The bolding is mine. When I read that, my initial instinct was to punch her in the face and thwap her with my keyboard. I was angry that she considered herself above the rest of us disabled folks, as if we were the hideous product of incest hidden in the basement during family get-togethers and never discussed. I was angry that she felt superior because she could pass.
And I got even angrier when after admitting that she could and did pass, she tried to claim my hardships and the hardships of others as her own, tried to claim a kinship, a sisterhood with me.
No, no, no. If you spend your whole life hiding and denying who you are and enjoying the benefits brought by such denial, then you have no right to come to my table and tell me you know how it feels. No, you fucking don't. You're afraid to know how it feels, and that's why you hide. Until you have had people tell you to your face that your life matters less than an abled person, you don't know how I feel.
Until you've sat in the student disability center and listened to hysterical voicemails from furious parents demanding that you be kept far away from their normal child, you don't know how I feel.

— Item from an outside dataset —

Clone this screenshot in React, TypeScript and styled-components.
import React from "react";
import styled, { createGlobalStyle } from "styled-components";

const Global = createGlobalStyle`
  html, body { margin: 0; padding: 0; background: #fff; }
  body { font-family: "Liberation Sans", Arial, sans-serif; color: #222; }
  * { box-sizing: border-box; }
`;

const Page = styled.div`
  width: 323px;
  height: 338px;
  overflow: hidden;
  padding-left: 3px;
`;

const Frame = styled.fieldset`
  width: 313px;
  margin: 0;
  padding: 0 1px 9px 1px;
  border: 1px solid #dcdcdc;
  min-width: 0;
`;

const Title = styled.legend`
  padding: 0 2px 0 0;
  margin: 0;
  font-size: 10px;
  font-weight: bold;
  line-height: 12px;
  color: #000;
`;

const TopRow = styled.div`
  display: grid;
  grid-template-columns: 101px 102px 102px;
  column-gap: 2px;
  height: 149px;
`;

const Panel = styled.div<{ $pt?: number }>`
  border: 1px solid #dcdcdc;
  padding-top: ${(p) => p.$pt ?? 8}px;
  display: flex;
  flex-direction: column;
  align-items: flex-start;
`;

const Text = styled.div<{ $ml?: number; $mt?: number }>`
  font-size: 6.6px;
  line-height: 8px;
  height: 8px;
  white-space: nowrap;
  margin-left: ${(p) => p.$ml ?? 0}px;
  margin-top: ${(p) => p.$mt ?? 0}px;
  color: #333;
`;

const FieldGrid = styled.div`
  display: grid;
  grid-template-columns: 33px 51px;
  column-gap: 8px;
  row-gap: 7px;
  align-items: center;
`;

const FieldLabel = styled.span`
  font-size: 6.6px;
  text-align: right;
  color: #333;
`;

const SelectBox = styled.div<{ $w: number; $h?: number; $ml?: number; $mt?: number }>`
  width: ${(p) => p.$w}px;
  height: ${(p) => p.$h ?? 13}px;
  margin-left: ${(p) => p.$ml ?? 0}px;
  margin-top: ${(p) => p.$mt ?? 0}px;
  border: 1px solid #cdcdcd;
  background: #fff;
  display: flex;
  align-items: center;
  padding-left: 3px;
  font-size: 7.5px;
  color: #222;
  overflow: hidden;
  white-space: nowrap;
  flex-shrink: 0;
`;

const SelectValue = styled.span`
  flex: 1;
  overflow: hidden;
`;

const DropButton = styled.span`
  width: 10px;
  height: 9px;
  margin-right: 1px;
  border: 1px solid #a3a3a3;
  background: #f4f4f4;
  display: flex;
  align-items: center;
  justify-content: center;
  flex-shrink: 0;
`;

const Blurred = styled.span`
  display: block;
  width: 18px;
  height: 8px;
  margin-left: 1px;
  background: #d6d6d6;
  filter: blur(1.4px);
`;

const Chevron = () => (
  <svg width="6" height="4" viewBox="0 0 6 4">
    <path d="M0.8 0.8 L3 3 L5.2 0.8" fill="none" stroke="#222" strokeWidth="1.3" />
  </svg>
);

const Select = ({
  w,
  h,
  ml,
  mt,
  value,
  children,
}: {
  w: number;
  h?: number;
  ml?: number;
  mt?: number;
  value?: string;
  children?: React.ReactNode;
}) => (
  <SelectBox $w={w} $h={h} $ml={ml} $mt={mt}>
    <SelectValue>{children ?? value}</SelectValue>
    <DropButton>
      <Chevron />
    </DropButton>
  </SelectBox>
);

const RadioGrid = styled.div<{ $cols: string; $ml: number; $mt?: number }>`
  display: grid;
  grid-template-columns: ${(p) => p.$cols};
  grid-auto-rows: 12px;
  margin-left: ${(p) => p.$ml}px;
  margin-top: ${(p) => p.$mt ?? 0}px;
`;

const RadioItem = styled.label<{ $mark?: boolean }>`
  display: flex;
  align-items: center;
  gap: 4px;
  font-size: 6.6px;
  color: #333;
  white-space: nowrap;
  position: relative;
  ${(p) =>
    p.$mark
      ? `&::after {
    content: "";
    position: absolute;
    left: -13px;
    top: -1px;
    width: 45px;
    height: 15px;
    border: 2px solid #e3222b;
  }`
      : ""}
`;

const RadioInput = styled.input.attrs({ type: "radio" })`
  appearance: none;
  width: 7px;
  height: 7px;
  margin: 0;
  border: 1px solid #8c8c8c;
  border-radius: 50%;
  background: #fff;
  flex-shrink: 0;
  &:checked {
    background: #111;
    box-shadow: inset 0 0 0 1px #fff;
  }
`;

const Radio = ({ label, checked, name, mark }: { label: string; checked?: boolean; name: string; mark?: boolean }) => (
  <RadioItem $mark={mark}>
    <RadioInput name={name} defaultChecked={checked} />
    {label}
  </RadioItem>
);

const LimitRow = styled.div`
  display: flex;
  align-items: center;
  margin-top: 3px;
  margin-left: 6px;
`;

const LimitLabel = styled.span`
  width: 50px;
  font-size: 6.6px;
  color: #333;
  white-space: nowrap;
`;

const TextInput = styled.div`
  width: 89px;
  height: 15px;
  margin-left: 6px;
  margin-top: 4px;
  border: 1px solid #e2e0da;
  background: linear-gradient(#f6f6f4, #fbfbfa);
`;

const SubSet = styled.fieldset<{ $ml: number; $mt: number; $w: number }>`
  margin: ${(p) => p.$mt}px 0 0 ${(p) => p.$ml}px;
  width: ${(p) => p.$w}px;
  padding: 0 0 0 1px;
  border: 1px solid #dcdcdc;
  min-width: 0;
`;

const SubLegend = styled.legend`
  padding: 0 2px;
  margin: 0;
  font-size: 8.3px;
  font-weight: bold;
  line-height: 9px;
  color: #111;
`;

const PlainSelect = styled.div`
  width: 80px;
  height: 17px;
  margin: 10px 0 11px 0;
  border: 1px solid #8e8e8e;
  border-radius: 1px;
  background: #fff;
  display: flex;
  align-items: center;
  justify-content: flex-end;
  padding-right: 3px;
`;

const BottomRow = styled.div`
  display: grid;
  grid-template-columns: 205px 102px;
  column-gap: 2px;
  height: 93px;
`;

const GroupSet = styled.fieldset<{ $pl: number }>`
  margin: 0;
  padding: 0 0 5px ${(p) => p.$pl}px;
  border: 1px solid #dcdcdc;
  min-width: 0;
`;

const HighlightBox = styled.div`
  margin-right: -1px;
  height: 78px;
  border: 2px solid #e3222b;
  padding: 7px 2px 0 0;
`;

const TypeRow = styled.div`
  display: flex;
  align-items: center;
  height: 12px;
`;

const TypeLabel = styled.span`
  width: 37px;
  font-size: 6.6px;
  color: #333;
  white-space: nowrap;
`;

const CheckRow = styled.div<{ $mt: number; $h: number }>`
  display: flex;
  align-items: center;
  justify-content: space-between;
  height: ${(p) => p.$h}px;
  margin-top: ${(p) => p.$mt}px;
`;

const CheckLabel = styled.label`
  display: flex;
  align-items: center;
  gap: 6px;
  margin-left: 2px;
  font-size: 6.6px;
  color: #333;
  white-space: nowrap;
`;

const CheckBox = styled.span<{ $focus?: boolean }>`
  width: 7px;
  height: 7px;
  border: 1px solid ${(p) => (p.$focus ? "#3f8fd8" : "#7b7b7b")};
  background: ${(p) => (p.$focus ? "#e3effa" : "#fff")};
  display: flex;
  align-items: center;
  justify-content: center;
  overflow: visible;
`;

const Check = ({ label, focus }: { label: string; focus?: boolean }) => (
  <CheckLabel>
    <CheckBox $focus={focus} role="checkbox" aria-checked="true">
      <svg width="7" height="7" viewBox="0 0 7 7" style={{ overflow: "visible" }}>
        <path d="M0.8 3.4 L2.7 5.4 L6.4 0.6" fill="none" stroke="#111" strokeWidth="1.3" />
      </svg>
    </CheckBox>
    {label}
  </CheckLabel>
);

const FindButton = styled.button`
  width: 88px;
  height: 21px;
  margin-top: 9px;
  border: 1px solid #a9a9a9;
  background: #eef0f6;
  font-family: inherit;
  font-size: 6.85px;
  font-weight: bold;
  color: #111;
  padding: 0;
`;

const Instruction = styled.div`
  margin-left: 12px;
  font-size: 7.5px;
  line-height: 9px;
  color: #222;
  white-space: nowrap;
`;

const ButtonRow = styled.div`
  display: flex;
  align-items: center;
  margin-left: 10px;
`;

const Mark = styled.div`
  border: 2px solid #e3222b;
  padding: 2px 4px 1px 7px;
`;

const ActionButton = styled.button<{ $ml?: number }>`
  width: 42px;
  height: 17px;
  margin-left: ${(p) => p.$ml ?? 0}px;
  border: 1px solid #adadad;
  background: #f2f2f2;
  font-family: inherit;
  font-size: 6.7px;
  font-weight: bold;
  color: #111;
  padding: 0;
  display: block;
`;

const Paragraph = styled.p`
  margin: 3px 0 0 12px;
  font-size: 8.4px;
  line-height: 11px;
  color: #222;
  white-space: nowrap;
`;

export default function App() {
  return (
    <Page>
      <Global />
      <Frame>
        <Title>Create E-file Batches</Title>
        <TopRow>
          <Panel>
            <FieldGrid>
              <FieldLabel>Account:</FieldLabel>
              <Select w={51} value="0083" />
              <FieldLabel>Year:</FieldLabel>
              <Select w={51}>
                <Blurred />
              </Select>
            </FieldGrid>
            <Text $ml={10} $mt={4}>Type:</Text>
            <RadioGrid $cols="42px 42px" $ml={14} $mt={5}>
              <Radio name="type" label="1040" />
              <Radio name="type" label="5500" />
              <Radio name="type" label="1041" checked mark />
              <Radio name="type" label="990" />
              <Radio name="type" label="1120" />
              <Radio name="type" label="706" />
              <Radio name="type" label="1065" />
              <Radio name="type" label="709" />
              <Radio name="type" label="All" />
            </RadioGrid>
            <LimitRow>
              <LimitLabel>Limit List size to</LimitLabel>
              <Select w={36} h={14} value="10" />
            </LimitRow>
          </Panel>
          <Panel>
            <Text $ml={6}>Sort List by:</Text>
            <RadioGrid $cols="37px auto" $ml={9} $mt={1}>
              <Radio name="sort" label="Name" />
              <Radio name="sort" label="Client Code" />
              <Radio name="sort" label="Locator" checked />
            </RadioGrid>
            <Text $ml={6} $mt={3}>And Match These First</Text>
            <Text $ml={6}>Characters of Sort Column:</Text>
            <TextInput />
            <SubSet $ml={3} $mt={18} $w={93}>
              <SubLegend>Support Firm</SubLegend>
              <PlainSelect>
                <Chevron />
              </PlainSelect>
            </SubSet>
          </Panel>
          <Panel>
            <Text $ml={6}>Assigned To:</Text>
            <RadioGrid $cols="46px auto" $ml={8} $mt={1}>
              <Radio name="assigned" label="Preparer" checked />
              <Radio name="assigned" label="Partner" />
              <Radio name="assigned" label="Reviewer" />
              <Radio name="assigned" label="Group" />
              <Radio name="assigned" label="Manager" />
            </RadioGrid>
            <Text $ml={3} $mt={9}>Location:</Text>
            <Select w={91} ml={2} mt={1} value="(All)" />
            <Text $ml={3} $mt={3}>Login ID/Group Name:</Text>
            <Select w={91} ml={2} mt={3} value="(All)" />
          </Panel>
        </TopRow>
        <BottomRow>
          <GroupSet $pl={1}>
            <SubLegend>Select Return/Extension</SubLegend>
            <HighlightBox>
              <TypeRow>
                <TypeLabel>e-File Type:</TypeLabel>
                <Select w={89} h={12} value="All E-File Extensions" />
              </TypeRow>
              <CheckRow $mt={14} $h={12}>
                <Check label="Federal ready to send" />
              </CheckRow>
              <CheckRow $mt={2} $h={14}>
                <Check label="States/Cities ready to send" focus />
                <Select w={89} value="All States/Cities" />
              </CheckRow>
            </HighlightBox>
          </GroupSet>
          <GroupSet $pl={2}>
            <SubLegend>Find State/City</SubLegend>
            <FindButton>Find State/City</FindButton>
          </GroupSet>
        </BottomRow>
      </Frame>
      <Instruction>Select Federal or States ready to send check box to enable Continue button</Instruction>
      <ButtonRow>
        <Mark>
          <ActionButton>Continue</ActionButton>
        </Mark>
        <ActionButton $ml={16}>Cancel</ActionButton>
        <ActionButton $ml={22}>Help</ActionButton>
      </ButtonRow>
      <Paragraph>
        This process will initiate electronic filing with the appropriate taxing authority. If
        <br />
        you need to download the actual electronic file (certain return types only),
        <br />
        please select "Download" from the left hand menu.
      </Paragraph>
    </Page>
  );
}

Until you've read newspaper articles wherein boneheaded school officials insinuate that disabled students should expect to be left behind in a fire if it is for the greater good of the other students, you don't know how I feel.

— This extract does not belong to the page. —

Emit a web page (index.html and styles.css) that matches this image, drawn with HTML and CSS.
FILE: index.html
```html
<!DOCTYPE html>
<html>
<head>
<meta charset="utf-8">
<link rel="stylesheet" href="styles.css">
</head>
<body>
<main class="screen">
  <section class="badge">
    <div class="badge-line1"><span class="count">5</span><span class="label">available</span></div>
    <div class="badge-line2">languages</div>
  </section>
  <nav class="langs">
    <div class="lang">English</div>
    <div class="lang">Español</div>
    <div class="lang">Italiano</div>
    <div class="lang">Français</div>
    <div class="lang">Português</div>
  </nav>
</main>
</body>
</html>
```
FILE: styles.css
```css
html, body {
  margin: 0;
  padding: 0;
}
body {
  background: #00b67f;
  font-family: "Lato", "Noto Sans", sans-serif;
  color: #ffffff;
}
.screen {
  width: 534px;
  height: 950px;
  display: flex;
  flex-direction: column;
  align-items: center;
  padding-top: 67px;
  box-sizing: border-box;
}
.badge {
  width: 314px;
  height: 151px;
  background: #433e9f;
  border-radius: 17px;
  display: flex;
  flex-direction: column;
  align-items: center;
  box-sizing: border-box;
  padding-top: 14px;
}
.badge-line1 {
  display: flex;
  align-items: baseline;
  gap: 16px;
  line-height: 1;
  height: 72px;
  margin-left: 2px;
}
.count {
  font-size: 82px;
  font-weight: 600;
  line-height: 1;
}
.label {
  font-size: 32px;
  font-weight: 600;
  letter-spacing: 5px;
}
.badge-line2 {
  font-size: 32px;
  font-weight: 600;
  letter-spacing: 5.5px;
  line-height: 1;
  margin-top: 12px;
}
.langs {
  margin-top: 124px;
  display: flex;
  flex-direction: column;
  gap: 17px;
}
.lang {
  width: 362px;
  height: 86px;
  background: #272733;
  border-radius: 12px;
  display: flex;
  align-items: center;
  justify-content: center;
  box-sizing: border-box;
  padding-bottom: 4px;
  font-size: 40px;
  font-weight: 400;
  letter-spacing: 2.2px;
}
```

Until your prospective mother-in-law tells you that her son enjoys masturbation more than sex with you, you don't know how I feel.
Until your own mother tells you you're going to die alone because no man will ever look beyond your physical impairment, you don't know how I feel.
So, you pass. You also fucking fail. Not for passing; the sordid truth is, I'd pass, too, if I could. But I would never, ever flaunt the fact that I denied who I was and in the same breath claim sorority with my fellows who could or would not.
So, fuck you. Fuck you, fuck you. You're not a warrior. You're a snivelling, gutless pussy. Go peddle your silently-suffering martyr complex somewhere else.